Sort text file data into an array - c#

I'm working on a homework problem for my computer science class. A cities census data is on a text file holding records for its citizens. Each line will have four fields(age, gender, marital status, and district) of different data types separated by a comma. For example, 22, F, M, 1.
How should I approach this? My thoughts are that I should use two 1D arrays, one for age and one for district. I need to be able to later count how many people are in each district, and how many people are in different age groups for the whole city.
How do I read each line and get the info I want into each array?
edit**
This is what I've managed to do so far. I'm trying to separate my data from fields into four different arrays.
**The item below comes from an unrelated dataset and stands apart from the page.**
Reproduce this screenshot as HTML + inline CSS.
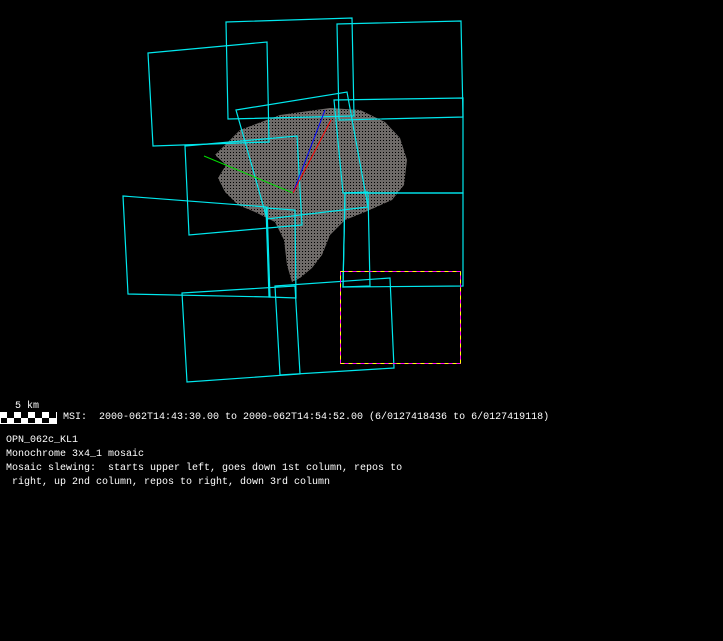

This is where I'm stuck.
FileStream fStream = new FileStream("test.txt", FileMode.Open, FileAccess.Read);
StreamReader inFile = new StreamReader(fStream);
string inputRecord = "";
string[] fields;
int[] ageData = new int[1000];
string[] genderData = new string[1000];
string[] maritalData = new string[1000];
int[] districtData = new int[1000];
inputRecord = inFile.ReadLine();
while (inputRecord != null)
{
fields = inputRecord.Split(',');
int i = 0;
ageData[i] = int.Parse(fields[0]);
genderData[i] = fields[1];
maritalData[i] = fields[2];
districtData[i] = int.Parse(fields[3]);
i++;
inputRecord = inFile.ReadLine();
}
edit 2**
First question, I've decided to use the below code to find out how many citizens are in each district of the census data.
for (int x = 1; x <= 22; x++)
for (int y = 0; y < districtData.Length; y++)
if (districtData[y] == x)
countDist[x]++;
for (int x = 1; x <= 22; x++)
Console.WriteLine("District " + x + " has " + countDist[x] + " citizens");
In my .Writeline when x reaches two digits it throws off my columns. How could I line up my columns better?
Second question, I am not quite sure how to go about separating the values I have in ageData into age groups using an if statement.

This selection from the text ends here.